#### Problem to work on
Reproduce the records below in full and without edits, omitting images.
· · ·
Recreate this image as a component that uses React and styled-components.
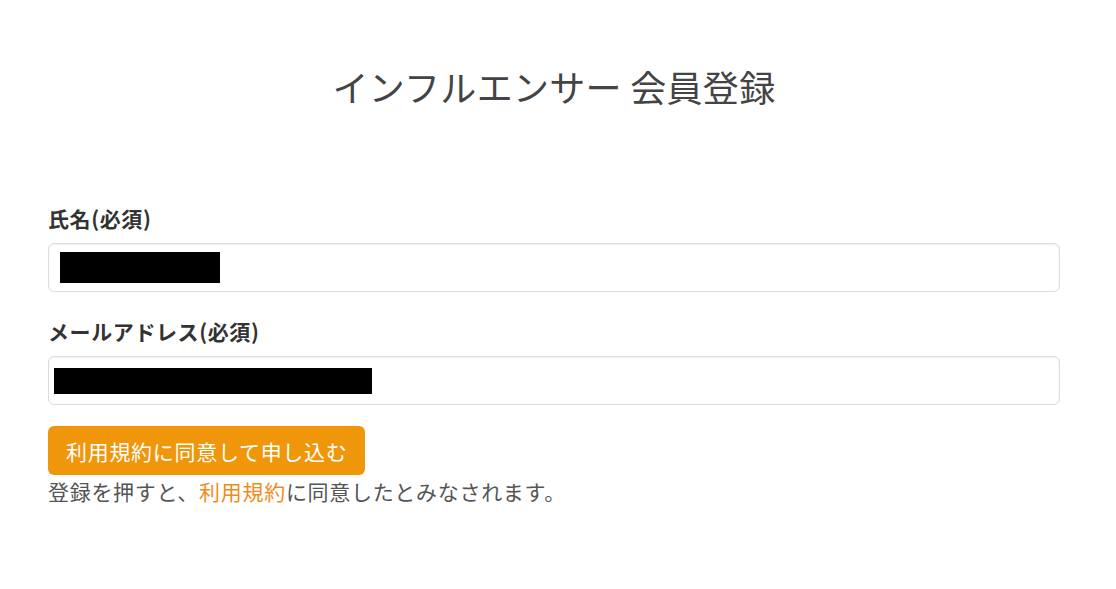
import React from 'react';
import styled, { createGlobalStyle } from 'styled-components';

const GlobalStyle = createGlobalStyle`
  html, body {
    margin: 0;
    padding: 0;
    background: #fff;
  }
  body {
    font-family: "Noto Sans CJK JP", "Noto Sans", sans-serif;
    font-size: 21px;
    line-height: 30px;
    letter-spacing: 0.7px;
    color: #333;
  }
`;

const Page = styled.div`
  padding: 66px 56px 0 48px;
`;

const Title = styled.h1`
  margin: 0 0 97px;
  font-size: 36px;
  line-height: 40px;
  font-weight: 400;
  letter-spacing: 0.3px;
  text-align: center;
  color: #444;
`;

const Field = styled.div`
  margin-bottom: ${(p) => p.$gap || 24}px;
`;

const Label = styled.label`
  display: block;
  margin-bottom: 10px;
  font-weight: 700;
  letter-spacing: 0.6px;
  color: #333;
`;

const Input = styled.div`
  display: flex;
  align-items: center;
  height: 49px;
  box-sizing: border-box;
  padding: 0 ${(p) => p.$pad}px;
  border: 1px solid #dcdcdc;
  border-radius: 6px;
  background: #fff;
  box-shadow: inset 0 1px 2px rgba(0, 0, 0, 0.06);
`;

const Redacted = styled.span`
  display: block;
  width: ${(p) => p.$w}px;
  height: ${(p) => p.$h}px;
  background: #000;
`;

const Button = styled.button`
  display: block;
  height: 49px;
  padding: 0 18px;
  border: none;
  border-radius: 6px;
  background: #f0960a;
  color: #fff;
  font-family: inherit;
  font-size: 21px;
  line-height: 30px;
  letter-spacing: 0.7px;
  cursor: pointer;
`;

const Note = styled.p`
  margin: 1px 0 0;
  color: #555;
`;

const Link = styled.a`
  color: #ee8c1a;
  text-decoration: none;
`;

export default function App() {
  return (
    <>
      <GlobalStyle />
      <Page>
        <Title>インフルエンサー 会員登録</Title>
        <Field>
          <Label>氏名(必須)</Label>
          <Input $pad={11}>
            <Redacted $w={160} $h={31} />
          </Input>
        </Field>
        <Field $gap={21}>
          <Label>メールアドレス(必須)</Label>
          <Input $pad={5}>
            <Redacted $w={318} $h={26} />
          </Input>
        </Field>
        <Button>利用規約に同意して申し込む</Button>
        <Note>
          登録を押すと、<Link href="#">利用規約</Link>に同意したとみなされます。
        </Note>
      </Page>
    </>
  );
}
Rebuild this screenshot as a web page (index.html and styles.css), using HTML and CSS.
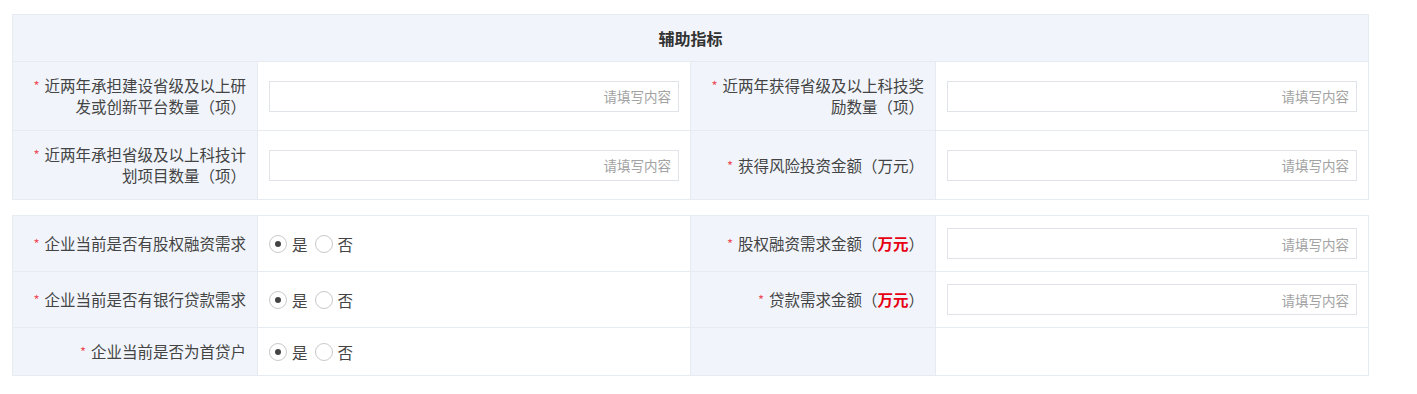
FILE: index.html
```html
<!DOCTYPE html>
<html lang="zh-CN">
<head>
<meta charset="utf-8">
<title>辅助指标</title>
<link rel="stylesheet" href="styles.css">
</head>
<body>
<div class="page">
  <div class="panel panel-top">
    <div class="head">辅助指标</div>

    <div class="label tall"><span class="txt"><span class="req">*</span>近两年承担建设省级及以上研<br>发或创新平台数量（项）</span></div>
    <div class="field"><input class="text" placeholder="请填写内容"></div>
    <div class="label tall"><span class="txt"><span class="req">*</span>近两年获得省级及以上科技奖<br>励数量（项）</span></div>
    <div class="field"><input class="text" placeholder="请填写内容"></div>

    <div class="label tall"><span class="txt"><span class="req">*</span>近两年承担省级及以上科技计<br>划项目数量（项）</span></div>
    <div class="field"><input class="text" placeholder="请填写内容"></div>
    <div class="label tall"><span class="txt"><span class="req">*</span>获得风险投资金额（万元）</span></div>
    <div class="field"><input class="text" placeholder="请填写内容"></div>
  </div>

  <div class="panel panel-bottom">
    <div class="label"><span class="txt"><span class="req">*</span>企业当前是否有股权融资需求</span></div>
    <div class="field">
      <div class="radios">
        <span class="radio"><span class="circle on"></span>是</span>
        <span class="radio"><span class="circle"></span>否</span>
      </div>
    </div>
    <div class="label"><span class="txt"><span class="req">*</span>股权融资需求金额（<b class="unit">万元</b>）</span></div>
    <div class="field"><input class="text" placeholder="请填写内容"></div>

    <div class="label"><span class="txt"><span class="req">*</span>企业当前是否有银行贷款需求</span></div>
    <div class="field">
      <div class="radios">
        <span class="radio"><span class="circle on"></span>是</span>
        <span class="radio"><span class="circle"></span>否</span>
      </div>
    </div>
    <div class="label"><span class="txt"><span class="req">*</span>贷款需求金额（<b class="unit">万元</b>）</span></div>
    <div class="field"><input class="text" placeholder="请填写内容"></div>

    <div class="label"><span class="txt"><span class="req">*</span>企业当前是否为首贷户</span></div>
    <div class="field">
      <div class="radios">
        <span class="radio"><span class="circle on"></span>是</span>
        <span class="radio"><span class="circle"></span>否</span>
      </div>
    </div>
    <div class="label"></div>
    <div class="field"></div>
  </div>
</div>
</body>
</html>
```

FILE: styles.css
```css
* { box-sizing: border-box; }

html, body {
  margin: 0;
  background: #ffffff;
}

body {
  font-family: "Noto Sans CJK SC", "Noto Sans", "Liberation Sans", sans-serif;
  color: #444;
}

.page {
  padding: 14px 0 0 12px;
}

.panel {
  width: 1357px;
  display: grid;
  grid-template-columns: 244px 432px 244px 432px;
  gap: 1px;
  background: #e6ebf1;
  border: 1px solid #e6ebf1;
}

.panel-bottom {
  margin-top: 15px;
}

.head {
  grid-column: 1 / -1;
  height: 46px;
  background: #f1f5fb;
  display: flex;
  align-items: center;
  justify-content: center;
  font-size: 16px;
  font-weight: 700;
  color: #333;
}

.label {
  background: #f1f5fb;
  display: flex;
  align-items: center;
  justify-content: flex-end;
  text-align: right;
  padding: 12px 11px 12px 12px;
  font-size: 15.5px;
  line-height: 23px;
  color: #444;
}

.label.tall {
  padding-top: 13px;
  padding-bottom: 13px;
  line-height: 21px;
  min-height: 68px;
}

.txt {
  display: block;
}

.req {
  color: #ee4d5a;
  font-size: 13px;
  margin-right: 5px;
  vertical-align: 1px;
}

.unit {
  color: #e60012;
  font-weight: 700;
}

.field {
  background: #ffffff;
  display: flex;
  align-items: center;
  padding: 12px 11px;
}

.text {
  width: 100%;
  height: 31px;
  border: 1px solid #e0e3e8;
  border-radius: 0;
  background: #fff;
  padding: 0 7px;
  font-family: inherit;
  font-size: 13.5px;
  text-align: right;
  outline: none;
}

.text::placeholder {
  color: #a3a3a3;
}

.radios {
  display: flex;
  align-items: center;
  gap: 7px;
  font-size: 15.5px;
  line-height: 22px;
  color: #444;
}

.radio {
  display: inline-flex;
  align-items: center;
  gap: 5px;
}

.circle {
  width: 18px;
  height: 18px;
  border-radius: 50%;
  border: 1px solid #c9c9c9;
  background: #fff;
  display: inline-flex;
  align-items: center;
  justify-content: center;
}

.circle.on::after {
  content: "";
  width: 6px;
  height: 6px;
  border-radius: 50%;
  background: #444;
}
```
· · ·
#### Full solution
Recreate this image as a component that uses React and styled-components.
import React from 'react';
import styled, { createGlobalStyle } from 'styled-components';

const GlobalStyle = createGlobalStyle`
  html, body {
    margin: 0;
    padding: 0;
    background: #fff;
  }
  body {
    font-family: "Noto Sans CJK JP", "Noto Sans", sans-serif;
    font-size: 21px;
    line-height: 30px;
    letter-spacing: 0.7px;
    color: #333;
  }
`;

const Page = styled.div`
  padding: 66px 56px 0 48px;
`;

const Title = styled.h1`
  margin: 0 0 97px;
  font-size: 36px;
  line-height: 40px;
  font-weight: 400;
  letter-spacing: 0.3px;
  text-align: center;
  color: #444;
`;

const Field = styled.div`
  margin-bottom: ${(p) => p.$gap || 24}px;
`;

const Label = styled.label`
  display: block;
  margin-bottom: 10px;
  font-weight: 700;
  letter-spacing: 0.6px;
  color: #333;
`;

const Input = styled.div`
  display: flex;
  align-items: center;
  height: 49px;
  box-sizing: border-box;
  padding: 0 ${(p) => p.$pad}px;
  border: 1px solid #dcdcdc;
  border-radius: 6px;
  background: #fff;
  box-shadow: inset 0 1px 2px rgba(0, 0, 0, 0.06);
`;

const Redacted = styled.span`
  display: block;
  width: ${(p) => p.$w}px;
  height: ${(p) => p.$h}px;
  background: #000;
`;

const Button = styled.button`
  display: block;
  height: 49px;
  padding: 0 18px;
  border: none;
  border-radius: 6px;
  background: #f0960a;
  color: #fff;
  font-family: inherit;
  font-size: 21px;
  line-height: 30px;
  letter-spacing: 0.7px;
  cursor: pointer;
`;

const Note = styled.p`
  margin: 1px 0 0;
  color: #555;
`;

const Link = styled.a`
  color: #ee8c1a;
  text-decoration: none;
`;

export default function App() {
  return (
    <>
      <GlobalStyle />
      <Page>
        <Title>インフルエンサー 会員登録</Title>
        <Field>
          <Label>氏名(必須)</Label>
          <Input $pad={11}>
            <Redacted $w={160} $h={31} />
          </Input>
        </Field>
        <Field $gap={21}>
          <Label>メールアドレス(必須)</Label>
          <Input $pad={5}>
            <Redacted $w={318} $h={26} />
          </Input>
        </Field>
        <Button>利用規約に同意して申し込む</Button>
        <Note>
          登録を押すと、<Link href="#">利用規約</Link>に同意したとみなされます。
        </Note>
      </Page>
    </>
  );
}
Rebuild this screenshot as a web page (index.html and styles.css), using HTML and CSS.
FILE: index.html
```html
<!DOCTYPE html>
<html lang="zh-CN">
<head>
<meta charset="utf-8">
<title>辅助指标</title>
<link rel="stylesheet" href="styles.css">
</head>
<body>
<div class="page">
  <div class="panel panel-top">
    <div class="head">辅助指标</div>

    <div class="label tall"><span class="txt"><span class="req">*</span>近两年承担建设省级及以上研<br>发或创新平台数量（项）</span></div>
    <div class="field"><input class="text" placeholder="请填写内容"></div>
    <div class="label tall"><span class="txt"><span class="req">*</span>近两年获得省级及以上科技奖<br>励数量（项）</span></div>
    <div class="field"><input class="text" placeholder="请填写内容"></div>

    <div class="label tall"><span class="txt"><span class="req">*</span>近两年承担省级及以上科技计<br>划项目数量（项）</span></div>
    <div class="field"><input class="text" placeholder="请填写内容"></div>
    <div class="label tall"><span class="txt"><span class="req">*</span>获得风险投资金额（万元）</span></div>
    <div class="field"><input class="text" placeholder="请填写内容"></div>
  </div>

  <div class="panel panel-bottom">
    <div class="label"><span class="txt"><span class="req">*</span>企业当前是否有股权融资需求</span></div>
    <div class="field">
      <div class="radios">
        <span class="radio"><span class="circle on"></span>是</span>
        <span class="radio"><span class="circle"></span>否</span>
      </div>
    </div>
    <div class="label"><span class="txt"><span class="req">*</span>股权融资需求金额（<b class="unit">万元</b>）</span></div>
    <div class="field"><input class="text" placeholder="请填写内容"></div>

    <div class="label"><span class="txt"><span class="req">*</span>企业当前是否有银行贷款需求</span></div>
    <div class="field">
      <div class="radios">
        <span class="radio"><span class="circle on"></span>是</span>
        <span class="radio"><span class="circle"></span>否</span>
      </div>
    </div>
    <div class="label"><span class="txt"><span class="req">*</span>贷款需求金额（<b class="unit">万元</b>）</span></div>
    <div class="field"><input class="text" placeholder="请填写内容"></div>

    <div class="label"><span class="txt"><span class="req">*</span>企业当前是否为首贷户</span></div>
    <div class="field">
      <div class="radios">
        <span class="radio"><span class="circle on"></span>是</span>
        <span class="radio"><span class="circle"></span>否</span>
      </div>
    </div>
    <div class="label"></div>
    <div class="field"></div>
  </div>
</div>
</body>
</html>
```

FILE: styles.css
```css
* { box-sizing: border-box; }

html, body {
  margin: 0;
  background: #ffffff;
}

body {
  font-family: "Noto Sans CJK SC", "Noto Sans", "Liberation Sans", sans-serif;
  color: #444;
}

.page {
  padding: 14px 0 0 12px;
}

.panel {
  width: 1357px;
  display: grid;
  grid-template-columns: 244px 432px 244px 432px;
  gap: 1px;
  background: #e6ebf1;
  border: 1px solid #e6ebf1;
}

.panel-bottom {
  margin-top: 15px;
}

.head {
  grid-column: 1 / -1;
  height: 46px;
  background: #f1f5fb;
  display: flex;
  align-items: center;
  justify-content: center;
  font-size: 16px;
  font-weight: 700;
  color: #333;
}

.label {
  background: #f1f5fb;
  display: flex;
  align-items: center;
  justify-content: flex-end;
  text-align: right;
  padding: 12px 11px 12px 12px;
  font-size: 15.5px;
  line-height: 23px;
  color: #444;
}

.label.tall {
  padding-top: 13px;
  padding-bottom: 13px;
  line-height: 21px;
  min-height: 68px;
}

.txt {
  display: block;
}

.req {
  color: #ee4d5a;
  font-size: 13px;
  margin-right: 5px;
  vertical-align: 1px;
}

.unit {
  color: #e60012;
  font-weight: 700;
}

.field {
  background: #ffffff;
  display: flex;
  align-items: center;
  padding: 12px 11px;
}

.text {
  width: 100%;
  height: 31px;
  border: 1px solid #e0e3e8;
  border-radius: 0;
  background: #fff;
  padding: 0 7px;
  font-family: inherit;
  font-size: 13.5px;
  text-align: right;
  outline: none;
}

.text::placeholder {
  color: #a3a3a3;
}

.radios {
  display: flex;
  align-items: center;
  gap: 7px;
  font-size: 15.5px;
  line-height: 22px;
  color: #444;
}

.radio {
  display: inline-flex;
  align-items: center;
  gap: 5px;
}

.circle {
  width: 18px;
  height: 18px;
  border-radius: 50%;
  border: 1px solid #c9c9c9;
  background: #fff;
  display: inline-flex;
  align-items: center;
  justify-content: center;
}

.circle.on::after {
  content: "";
  width: 6px;
  height: 6px;
  border-radius: 50%;
  background: #444;
}
```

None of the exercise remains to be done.